A year ago today, I made my decision to leave the corporate world. More specifically the Media World in New York City. While traveling in Costa Rica with my Husband, I broke.
The sum total of my life’s work to become successful in the NYC Media world fell short of the connection I felt walking beside the waters, forests, and volcanos of Costa Rica. I knew the life I was living was not mine to live. One of the black-clad Manhattan warrior women, I could no longer be.
At this point, in our 2 years together, my husband and I traveled as much as we could with my schedule, which was challenging. For work I had been to DC over 20 times the year before, Nashville, Jamaica, and LA and San Francisco both twice. Let’s just say, I am an expert at packing light, quickly.
Together, we’d been to Italy, France, BVI and in the US around Vermont, Florida, Ohio, California, Nantucket twice, Martha’s Vineyard, Fire Island, and the Catskills. Returning from each one of these trips, we realized our overpriced Upper West Side one-bedroom apartment with a brick wall view, left us feeling closed off from Nature. The truly wicked part was realizing we spent less per night for rooms with views of the ocean.
Returns home left us talking about where we wished to go next. For Christmas I bought him a map of the world, the kind you can put pins in with an inscription claiming our adventures. We woke up every morning with that map at the end of our bed, the first thing we saw. Every morning after that Costa Rica trip, I awoke knowing things would soon be very different.
At the age of 37, I had begun having chest pains daily at the office. I could blame the pace of business, 11-hour workdays regularly, 6-7 hours of meetings a day, 300+emails, and an expectation of work product that should be ripe with creativity and innovation. The truth was, I knew too much, I knew the current workday numbers did not add up to creativity. I also knew I was working the best years of my life away, making a decent salary but if I burned out, I would just be replaced. The 1% of the Scripps and Discovery family could still afford their big house, cars, boats without my chest pains. The guys at the top get rich, the guys at the bottom get churned.
Even though I was not technically at the bottom, I had teams, people working for me whom I genuinely cared for. I knew at the time, the only thing I would take away from my job was I was a good boss. To this day, I stay in touch with those who worked for me and if they need anything, an introduction a restaurant recommendation, a strong reference they have it, and I dare say they know it.
For me though, sitting in that hammock by the sea on the final hours of my Costa Rica trip, I was finally able to make a very hard decision easy.
The sun was out, yet it was early, so the heat of the day was not on full blast. A soft, steady breeze lifted off the waves crashing in front of me. I closed my eyes to meditate, a new practice for me. Unlike most mornings taking myself through steps to relax, I was already there. Seeking out the tension in my body to mindfully let it go, I had none. I was at peace and calm.

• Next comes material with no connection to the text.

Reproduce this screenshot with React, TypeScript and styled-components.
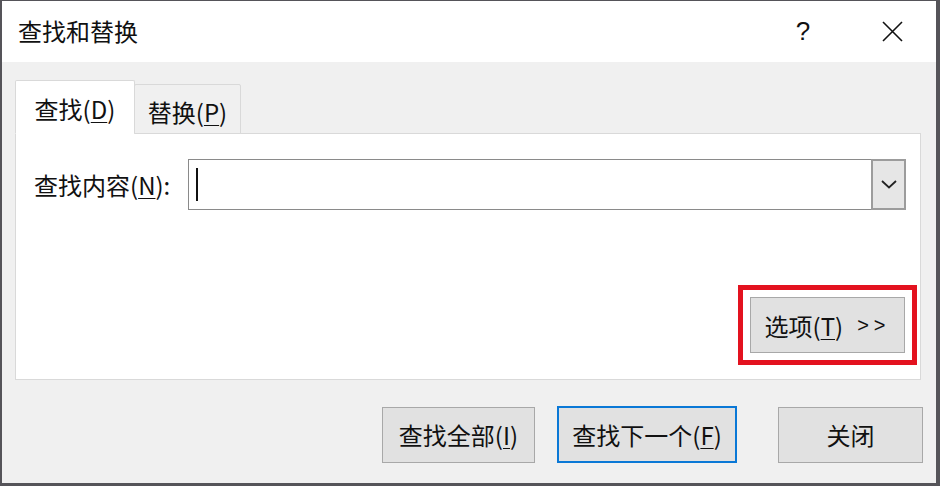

I was ready to take the flying leap and trust myself. I would return to work and give 3 months’ notice without a new job lined up, planned corporate suicide. With 6 months salary in cash reserve, I gave myself permission to just let go. Stop worrying about losing my apartment, the roof over my head without a steady paycheck. Trust myself to figure it out.
When I sat here, I had no idea what was next. A full year later I still don’t completely and I’m ok with that. I have some anxiety not seeing a path clearly but I’m now working to accept that my story is in the journey. So far, my journey is far exceeding the expectations I had for myself growing up a middle-class kid in Ohio.
I’ve moved not once but twice (Toronto and New York City) to places where I knew no one. I worked myself to physical exhaustion over and over again moving up the corporate later through AOL, InStyle, HBO, Food Network, and Discovery. I earned my right and saved my salary to take this leap. I met, fell in love with, and married a handsome Italian Photographer while living in New York City. Through it all, I found that no Mulberry Handbag or Jimmy Choo shoes last like the memories from exploring a beach with no one else on it.
The green I pursue does not buy these things, I will fill my eyes not my wallet.
I will see this world, I have found happiness in love and friendship, success, and failure.
I trust myself to be daring and sometimes foolish in pursuit of my own unique path to connectivity and ultimately the happiness that comes from sharing experiences with the love of my life.